The HVEP data from unbounded MSWI-BAA showed that the type of leaching heavy metal directly affected the leaching. MSWI-BAA particle size was proven to have very good linear relationships with the leaching concentrations of Cr, Zn and Pb, which indicates that the leaching levels of Cr, Zn and Pb are strongly correlated to MSWI-BAA particle size.
Regarding the simulated leaching experiment for unbounded MSWI-BAA, the leaching concentrations of four heavy metals showed different trends over contact time. Increase in leaching time led to regular increases in Cr and Cu and regular decreases in Pb and Zn, indicating that contact time is another factor affecting heavy metal leaching.
For the PAC-13 mixture with MSWI-BAA, in general, the leaching concentration of Cu remained stable over time, Pb and Zn concentrations showed a small fluctuation and Cr showed a continuously increasing trend throughout the experiment. Similar tendencies in leaching concentrations over the contact time were also observed for the control mixture.
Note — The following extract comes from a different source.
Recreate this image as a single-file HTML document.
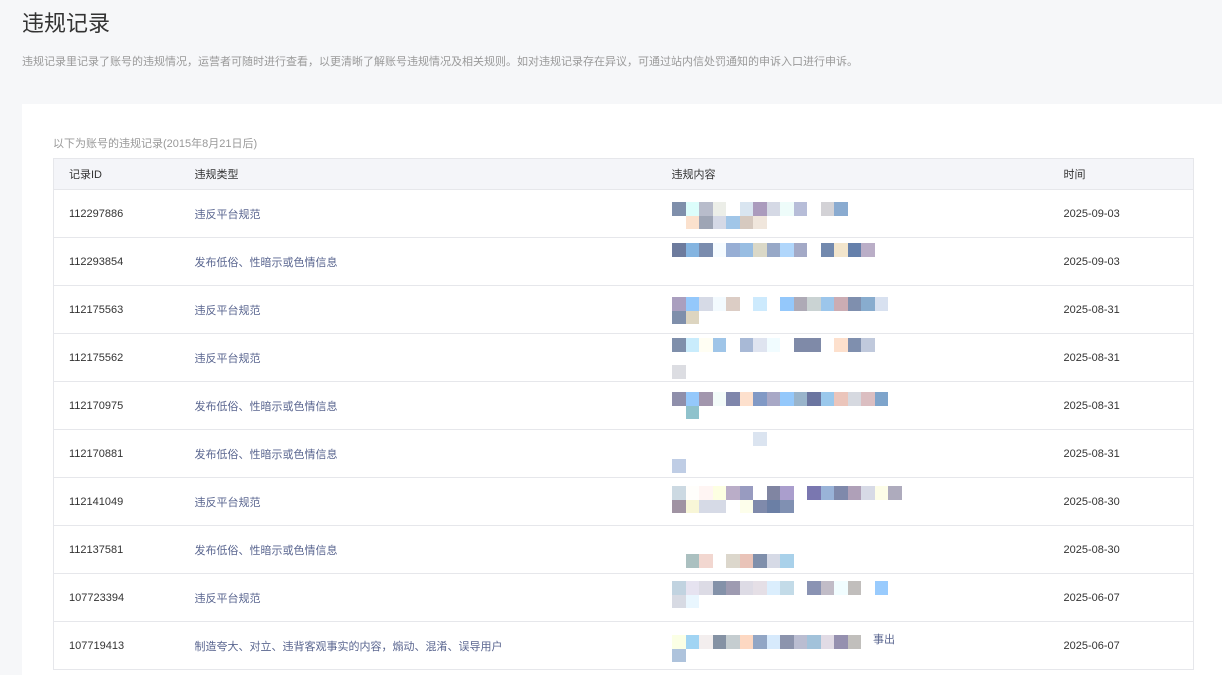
<!DOCTYPE html>
<html><head><meta charset="utf-8"><style>
*{margin:0;padding:0;box-sizing:border-box}
html,body{width:1222px;height:675px;overflow:hidden}
body{background:#f6f7f9;font-family:"Liberation Sans","Noto Sans CJK SC",sans-serif;position:relative}
h1{position:absolute;left:22px;top:6px;font-size:22px;font-weight:normal;color:#333}
.desc{position:absolute;left:22px;top:53px;font-size:11px;color:#9a9a9a}
.panel{position:absolute;left:22px;top:104px;width:1200px;height:600px;background:#fff}
.sub{position:absolute;left:53px;top:135px;font-size:11px;color:#999}
table{position:absolute;left:53px;top:158px;width:1141px;border-collapse:collapse;border:1px solid #e6e7eb;font-size:11px;color:#333}
th{height:31px;background:#f4f5f9;font-weight:normal;text-align:left;border-bottom:1px solid #e6e7eb}
td{height:48px;border-bottom:1px solid #e6e7eb}
th:nth-child(1),td:nth-child(1){padding-left:15px;width:141px}
th:nth-child(2),td:nth-child(2){width:477px}
th:nth-child(3),td:nth-child(3){width:392px}
td:nth-child(2){color:#5a6690}
.m{position:absolute;left:672px;width:240px;display:flex;flex-wrap:wrap}
.m i{display:block;width:13.5px;height:13.5px;flex:none}
.w{width:216px!important}
</style></head><body>
<h1>违规记录</h1>
<div class="desc">违规记录里记录了账号的违规情况，运营者可随时进行查看，以更清晰了解账号违规情况及相关规则。如对违规记录存在异议，可通过站内信处罚通知的申诉入口进行申诉。</div>
<div class="panel"></div>
<div class="sub">以下为账号的违规记录(2015年8月21日后)</div>
<table>
<tr><th>记录ID</th><th>违规类型</th><th>违规内容</th><th>时间</th></tr>
<tr><td>112297886</td><td>违反平台规范</td><td></td><td>2025-09-03</td></tr>
<tr><td>112293854</td><td>发布低俗、性暗示或色情信息</td><td></td><td>2025-09-03</td></tr>
<tr><td>112175563</td><td>违反平台规范</td><td></td><td>2025-08-31</td></tr>
<tr><td>112175562</td><td>违反平台规范</td><td></td><td>2025-08-31</td></tr>
<tr><td>112170975</td><td>发布低俗、性暗示或色情信息</td><td></td><td>2025-08-31</td></tr>
<tr><td>112170881</td><td>发布低俗、性暗示或色情信息</td><td></td><td>2025-08-31</td></tr>
<tr><td>112141049</td><td>违反平台规范</td><td></td><td>2025-08-30</td></tr>
<tr><td>112137581</td><td>发布低俗、性暗示或色情信息</td><td></td><td>2025-08-30</td></tr>
<tr><td>107723394</td><td>违反平台规范</td><td></td><td>2025-06-07</td></tr>
<tr><td>107719413</td><td>制造夸大、对立、违背客观事实的内容，煽动、混淆、误导用户</td><td></td><td>2025-06-07</td></tr>
</table>

<div class="m" style="top:202px"><i style="background:#7f8fab"></i><i style="background:#dcfdfb"></i><i style="background:#b8bccb"></i><i style="background:#eceee8"></i><i></i><i style="background:#d9e5f0"></i><i style="background:#ab9bbd"></i><i style="background:#d5d9e5"></i><i style="background:#eefcfa"></i><i style="background:#b7bdd8"></i><i></i><i style="background:#d3d2d6"></i><i style="background:#8aabd0"></i><i></i><i></i><i></i><i></i>
<i></i><i style="background:#fbe1cd"></i><i style="background:#9ea5b5"></i><i style="background:#d5d9e6"></i><i style="background:#a1c6e8"></i><i style="background:#d6c9bf"></i><i style="background:#f0e6dc"></i></div>

<div class="m" style="top:243px"><i style="background:#6d7b9d"></i><i style="background:#84b4e0"></i><i style="background:#7a8cae"></i><i style="background:#f5fbff"></i><i style="background:#97aed4"></i><i style="background:#98bde2"></i><i style="background:#dad8c7"></i><i style="background:#97a8c7"></i><i style="background:#b0d6fb"></i><i style="background:#a3a9c6"></i><i></i><i style="background:#7289ae"></i><i style="background:#f2e5cc"></i><i style="background:#6580ab"></i><i style="background:#baaec7"></i></div>

<div class="m" style="top:297px"><i style="background:#aa9fbf"></i><i style="background:#94c8fb"></i><i style="background:#d6dae6"></i><i style="background:#f3fafe"></i><i style="background:#dccdc5"></i><i></i><i style="background:#cdeafd"></i><i></i><i style="background:#94c8fb"></i><i style="background:#aeaab6"></i><i style="background:#cad3d3"></i><i style="background:#9cc6eb"></i><i style="background:#cbacb3"></i><i style="background:#7f8fae"></i><i style="background:#88acce"></i><i style="background:#d8e1f0"></i><i></i>
<i style="background:#7f8fab"></i><i style="background:#ddd5c0"></i></div>

<div class="m" style="top:338px"><i style="background:#7f8fab"></i><i style="background:#c9ecfc"></i><i style="background:#fffef3"></i><i style="background:#9fc5e8"></i><i></i><i style="background:#a8b9d6"></i><i style="background:#dfe4f0"></i><i style="background:#f1fcff"></i><i></i><i style="background:#7f8aa8"></i><i style="background:#7f8aa8"></i><i></i><i style="background:#fde0cd"></i><i style="background:#7f8fae"></i><i style="background:#c0c9dc"></i><i></i><i></i></div>
<div class="m" style="top:365px"><i style="background:#dcdde2"></i></div>

<div class="m" style="top:392px"><i style="background:#8f8fab"></i><i style="background:#94c8fb"></i><i style="background:#a296ad"></i><i style="background:#f3fbf9"></i><i style="background:#7f86ab"></i><i style="background:#fde0cd"></i><i style="background:#8199c5"></i><i style="background:#a8a8c6"></i><i style="background:#94c8fb"></i><i style="background:#99b4cb"></i><i style="background:#6b75a0"></i><i style="background:#9ac8ec"></i><i style="background:#ebc5bb"></i><i style="background:#d6d9e0"></i><i style="background:#dbbec1"></i><i style="background:#7ea4cb"></i><i></i>
<i></i><i style="background:#8fc2cc"></i></div>

<div class="m" style="top:432px"><i></i><i></i><i></i><i></i><i></i><i></i><i style="background:#dbe4f0"></i></div>
<div class="m" style="top:459px"><i style="background:#bfcde5"></i></div>

<div class="m" style="top:486px"><i style="background:#ccd9e2"></i><i style="background:#fffefb"></i><i style="background:#fff5f3"></i><i style="background:#fdffe2"></i><i style="background:#baadc8"></i><i style="background:#989bc0"></i><i></i><i style="background:#8085a2"></i><i style="background:#aa9ecd"></i><i></i><i style="background:#7a77b0"></i><i style="background:#99b3d8"></i><i style="background:#7f89ab"></i><i style="background:#afa0b8"></i><i style="background:#d7dae6"></i><i style="background:#fdfde8"></i><i style="background:#aeabbd"></i>
<i style="background:#a093a3"></i><i style="background:#f8f6d7"></i><i style="background:#d6dae6"></i><i style="background:#d6dae6"></i><i></i><i style="background:#fdfeeb"></i><i style="background:#7f8aab"></i><i style="background:#6b7fa5"></i><i style="background:#8090b2"></i></div>

<div class="m" style="top:554px"><i></i><i style="background:#abc0c0"></i><i style="background:#f2d7d0"></i><i></i><i style="background:#dcd7cc"></i><i style="background:#e9c3b8"></i><i style="background:#7f8fab"></i><i style="background:#d6dae6"></i><i style="background:#a9d1ea"></i></div>

<div class="m" style="top:581px"><i style="background:#c1d3e0"></i><i style="background:#e6e3f0"></i><i style="background:#dcdbe5"></i><i style="background:#8492a9"></i><i style="background:#9e9bb1"></i><i style="background:#dddbe5"></i><i style="background:#e5dfe6"></i><i style="background:#dbeefd"></i><i style="background:#c3dbe8"></i><i></i><i style="background:#8a93b3"></i><i style="background:#c1bcc7"></i><i style="background:#f1fdff"></i><i style="background:#c1bebc"></i><i></i><i style="background:#99cbfd"></i><i></i>
<i style="background:#d7dae3"></i><i style="background:#e9f6fe"></i></div>

<div class="m" style="top:635px"><i style="background:#fbffe5"></i><i style="background:#a1d4f3"></i><i style="background:#f3eeee"></i><i style="background:#8592a4"></i><i style="background:#c5cdd0"></i><i style="background:#fdd8c2"></i><i style="background:#92a6c5"></i><i style="background:#d7eafc"></i><i style="background:#8c94ad"></i><i style="background:#babdd1"></i><i style="background:#a2c2da"></i><i style="background:#e1dbe5"></i><i style="background:#9590af"></i><i style="background:#c1bfbc"></i><i></i><i></i><i></i>
<i style="background:#aec3dc"></i></div>
<div style="position:absolute;left:873px;top:631px;font-size:11px;color:#5a6690">事出</div>
</body></html>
This indicates that the presence of MSWI-BAA in a PAC-13 mixture does not necessarily change the basic tendency of heavy metal leaching over time, but it is able to lead to an increase in Cr and Zn in leachate overall.
The Cr and Cu concentrations in leachate from PAC-13 containing MSWI-BAA showed an overall decrease compared with unbounded MSWI-BAA, which suggests that the encapsulation of MSWI-BAA particles by asphalt binder is effective for reducing Cr and Cu concentrations in leachates.
All leaching data indicate that the leaching process of heavy metals was comprehensively influenced by contact time, the metal species leaching and MSWI-BAA particle size whether MSWI-BAA is used alone or mixed with a natural aggregate in PAC-13 mixtures. According to the results of environmental risk assessment, both unbounded MSWI-BAA and PAC-13 mixtures containing MSWI-BAA have very little negative impact on surrounding surface and subsurface water quality, and the leachate is safe for irrigation. But the leaching of Cr and Pb should be monitored and mitigated.